Everyone in Germany is surprised Jadon Sancho has not had more game-time for England at Euro 2020 – but they don’t want to see that change on Tuesday.
Sancho is huge in Germany because of what he has done with Borussia Dortmund, and is seen as a big star in the Bundesliga – he is only 21 but he has been spectacular for the past few seasons.
Another young England player at Dortmund, Jude Bellingham, is rated very highly too, but he is a different kind of player.
It is Sancho that Germany would fear at Wembley – if he plays. They know how good he is.
What makes him such a special talent is his technical capability at a very fast pace, and he is fearless – he just goes at people. I love watching him because, when he gets the ball, he excites the fans.
Of course people who watch him for Dortmund expected him to get more of a chance at this tournament – he has had only six minutes of action so far, as a substitute against the Czech Republic – but the same discussion you are having about fitting England’s young talent in your team, we are having about Germany’s emerging players too.
We have Serge Gnabry, Leroy Sane, Kai Havertz, Timo Werner and Jamal Musiala but, like England manager Gareth Southgate, Joachim Low has the choice of five or six players but only maybe three roles to give away since he brought back Thomas Muller, who is a fixture in that team.
The interesting thing about all of these youngsters is their power to surprise – they have so much ability and can decide a game at any given time, but they can also be inconsistent.
So, do you go with exciting young faces, or the tried and tested ones? Both managers have got some very similar decisions to make.
History will not matter to the new generation
Whoever plays at Wembley, I don’t think the past meetings between the two sides will have any bearing on the outcome.
Of course, for the fans that are a bit older and the generation of players like myself who were in those big games like in 1990 or 1996, we look at it a bit in the context of history – the games we played in or watched.
But the younger generation will not do that at all. There have been no big clashes between England and Germany at tournaments in the recent past – it is 11 years since the 2010 World Cup and Muller is the only player left on either side who played in that game.

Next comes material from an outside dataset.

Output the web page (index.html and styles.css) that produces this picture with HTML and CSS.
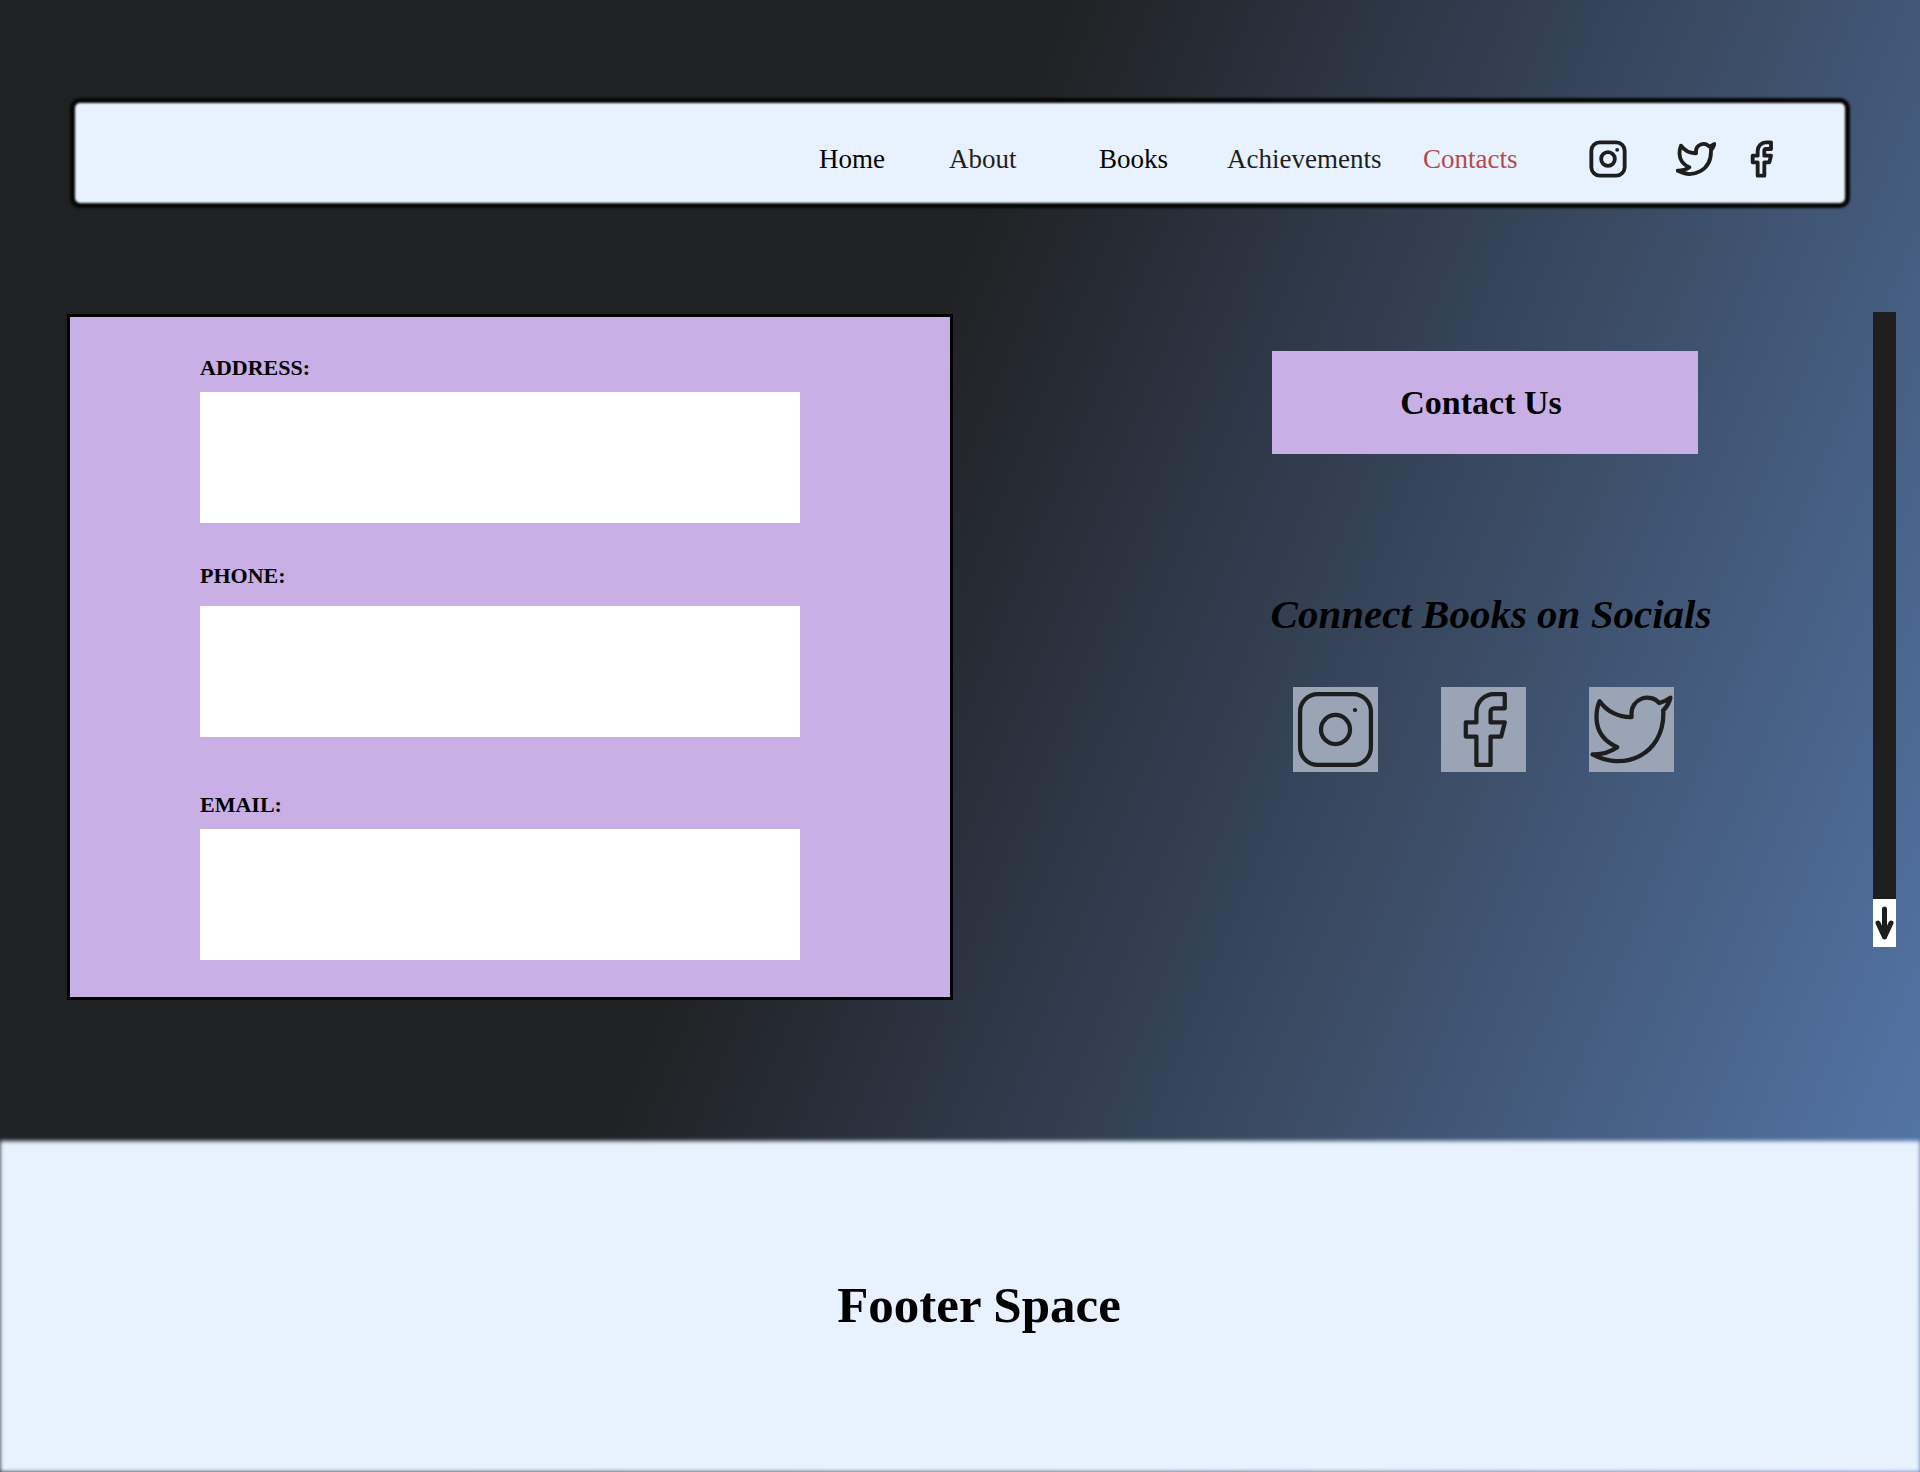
FILE: index.html
```html
<!DOCTYPE html>
<html lang="en">
<head>
<meta charset="utf-8">
<meta name="viewport" content="width=device-width, initial-scale=1">
<title>Contacts</title>
<link rel="stylesheet" href="styles.css">
</head>
<body>
<svg class="sprite" aria-hidden="true">
  <symbol id="instagram" viewBox="0 0 24 24">
    <rect x="2" y="2" width="20" height="20" rx="5"/>
    <circle cx="12" cy="12" r="4.1"/>
    <path d="M17.5 6.5h.01"/>
  </symbol>
  <symbol id="facebook" viewBox="0 0 24 24">
    <path d="M18 2h-3a5 5 0 0 0-5 5v3H7v4h3v8h4v-8h3l1-4h-4V7a1 1 0 0 1 1-1h3z"/>
  </symbol>
  <symbol id="twitter" viewBox="0 0 24 24">
    <path d="M23 3a10.9 10.9 0 0 1-3.14 1.53 4.48 4.48 0 0 0-7.86 3v1A10.66 10.66 0 0 1 3 4s-4 9 5 13a11.64 11.64 0 0 1-7 2c9 5 20 0 20-11.5a4.5 4.5 0 0 0-.08-.83A7.72 7.72 0 0 0 23 3z"/>
  </symbol>
</svg>

<header class="header">
  <nav class="nav" aria-label="Main">
    <a class="nav-link strong" href="#home">Home</a>
    <a class="nav-link" href="#about">About</a>
    <a class="nav-link strong" href="#books">Books</a>
    <a class="nav-link" href="#achievements">Achievements</a>
    <a class="nav-link current" href="#contacts" aria-current="page">Contacts</a>
    <a class="nav-icon" href="#instagram" aria-label="Instagram"><svg><use href="#instagram"/></svg></a>
    <a class="nav-icon" href="#twitter" aria-label="Twitter"><svg><use href="#twitter"/></svg></a>
    <a class="nav-icon" href="#facebook" aria-label="Facebook"><svg><use href="#facebook"/></svg></a>
  </nav>
</header>

<main class="main">
  <form class="form">
    <div class="field">
      <label for="address">ADDRESS:</label>
      <input id="address" type="text">
    </div>
    <div class="field phone">
      <label for="phone">PHONE:</label>
      <input id="phone" type="tel">
    </div>
    <div class="field email">
      <label for="email">EMAIL:</label>
      <input id="email" type="email">
    </div>
  </form>

  <section class="aside">
    <button class="contact" type="button">Contact Us</button>
    <h2 class="heading">Connect Books on Socials</h2>
    <div class="socials">
      <a class="tile" href="#instagram" aria-label="Instagram"><svg><use href="#instagram"/></svg></a>
      <a class="tile" href="#facebook" aria-label="Facebook"><svg><use href="#facebook"/></svg></a>
      <a class="tile" href="#twitter" aria-label="Twitter"><svg><use href="#twitter"/></svg></a>
    </div>
  </section>

  <div class="scroller">
    <button class="scroll-down" type="button" aria-label="Scroll down">
      <svg viewBox="0 0 23 48"><path d="M11.5 10v28M5 24l6.5 14L18 24"/></svg>
    </button>
  </div>
</main>

<footer class="footer">
  <p class="footer-text">Footer Space</p>
</footer>
</body>
</html>
```
FILE: styles.css
```css
* {
  box-sizing: border-box;
}

body {
  margin: 0;
  min-height: 100vh;
  display: flex;
  flex-direction: column;
  font-family: "Liberation Serif", serif;
  color: #000;
  background: linear-gradient(112deg, #202123 42%, #587db1 100%);
}

.sprite {
  display: none;
}

svg {
  display: block;
  fill: none;
  stroke: #1e1e1e;
  stroke-linecap: round;
  stroke-linejoin: round;
}

/* Header */
.header {
  padding: 98px 70px 0;
}

.nav {
  position: relative;
  display: grid;
  grid-template-columns: 130px 150px 128px 196px 165px 88px 65px 40px;
  justify-content: end;
  align-items: center;
  height: 110px;
  padding: 12px 69px 0 0;
}

/* Soft-edged panel behind the links */
.nav::before {
  content: "";
  position: absolute;
  inset: 0;
  border: 5px solid #050505;
  border-radius: 10px;
  background: #e8f2ff;
  filter: blur(1px);
}

.nav-link,
.nav-icon {
  position: relative;
  justify-self: start;
}

.nav-link {
  font-size: 27px;
  line-height: 32px;
  color: #1e1e1e;
  text-decoration: none;
}

.nav-link.strong {
  color: #000;
}

.nav-link.current {
  color: #b44a4c;
}

.nav-icon svg {
  width: 40px;
  height: 40px;
  stroke-width: 2.3;
}

/* Main area */
.main {
  display: grid;
  grid-template-columns: 886fr 920fr 23px;
  align-items: start;
  padding: 104px 24px 141px 67px;
}

.form {
  margin-top: 2px;
  padding: 39px 150px 37px 130px;
  border: 3px solid #000;
  background: #c8b0e6;
}

.field {
  display: flex;
  flex-direction: column;
  gap: 12px;
}

.field.phone {
  gap: 18px;
  margin-top: 41px;
}

.field.email {
  margin-top: 56px;
}

.field label {
  font-size: 22px;
  line-height: 24px;
  font-weight: bold;
}

.field input {
  width: 100%;
  height: 131px;
  padding: 0 16px;
  border: 0;
  border-radius: 0;
  background: #fff;
  font: inherit;
  font-size: 27px;
}

.aside {
  display: flex;
  flex-direction: column;
  align-items: center;
  padding: 39px 0 0 144px;
}

.contact {
  width: 426px;
  max-width: 100%;
  height: 103px;
  padding: 0 8px 0 0;
  border: 0;
  background: #c8b0e6;
  color: #000;
  font-family: inherit;
  font-size: 34px;
  font-weight: bold;
}

.heading {
  margin: 136px 0 0;
  padding-left: 12px;
  font-size: 41px;
  line-height: 48px;
  font-style: italic;
  font-weight: bold;
}

.socials {
  display: flex;
  gap: 63px;
  margin-top: 49px;
  padding-right: 4px;
}

.tile {
  background: #9ba4b5;
}

.tile svg {
  width: 85px;
  height: 85px;
  stroke-width: 1.2;
}

.scroller {
  display: flex;
  align-items: flex-end;
  height: 635px;
  background: #1e1e1e;
}

.scroll-down {
  width: 100%;
  height: 48px;
  padding: 0;
  border: 0;
  background: #fff;
}

.scroll-down svg {
  width: 100%;
  height: 48px;
  stroke-width: 5;
}

/* Footer */
.footer {
  position: relative;
  flex: 1;
  display: flex;
  align-items: center;
  justify-content: center;
  min-height: 331px;
  padding: 0 0 4px 38px;
}

.footer::before {
  content: "";
  position: absolute;
  inset: 0;
  background: #e8f2ff;
  filter: blur(2px);
}

.footer-text {
  position: relative;
  margin: 0;
  font-size: 51px;
  line-height: 60px;
  font-weight: bold;
}
```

So, don’t ask the players that play this game on Tuesday what their kind of feeling is for our wins at the 1990 World Cup or 1996 European Championship is, because they didn’t live through that.
Most of these current England and Germany players, were not even born in 1996, especially the young attackers I have just been talking about.
There is a lot of football history between these two nations, but not between these two teams – it is is a completely new set of cards that is put on the table this time, and at a new stadium.
What happened at the old Wembley at Euro 96, when Gareth Southgate missed that penalty, is not going to matter to them, not at all.
That also applies if this last-16 game goes to a shootout too. We were better at them back then, but you cannot predict who will step up this time, if it comes to it.
It is a completely new chapter in the story of England and Germany to be written this week, and I cannot wait to see what happens. Let’s enjoy it.
Only one thing matters now
Part of what makes this latest meeting super-exciting for everyone is that it is so close to call.
I would put both team’s chances at 50-50 and it could go either way. No-one wants to think about exiting the Euros, but it will happen to one of us, and we know it.
Both teams have had good and bad moments in the group stages but that doesn’t matter because this is a different phase – it is the beauty of knockout football, and it is a new tournament now.
There is no calculating about what you need from each game and who you might meet next, it is down to the moment and who is the best at dealing with it.
I am sure both teams understand that. Everyone else loves looking at the draw and planning a route to the final but the players will know that only one thing matters – how do I survive this next game.
Tuesday is not about playing well – I doubt anyone will remember that afterwards. It’s about getting through to the quarter-finals, and it doesn’t matter how.
Jurgen Klinsmann was speaking to BBC Sport’s Chris Bevan.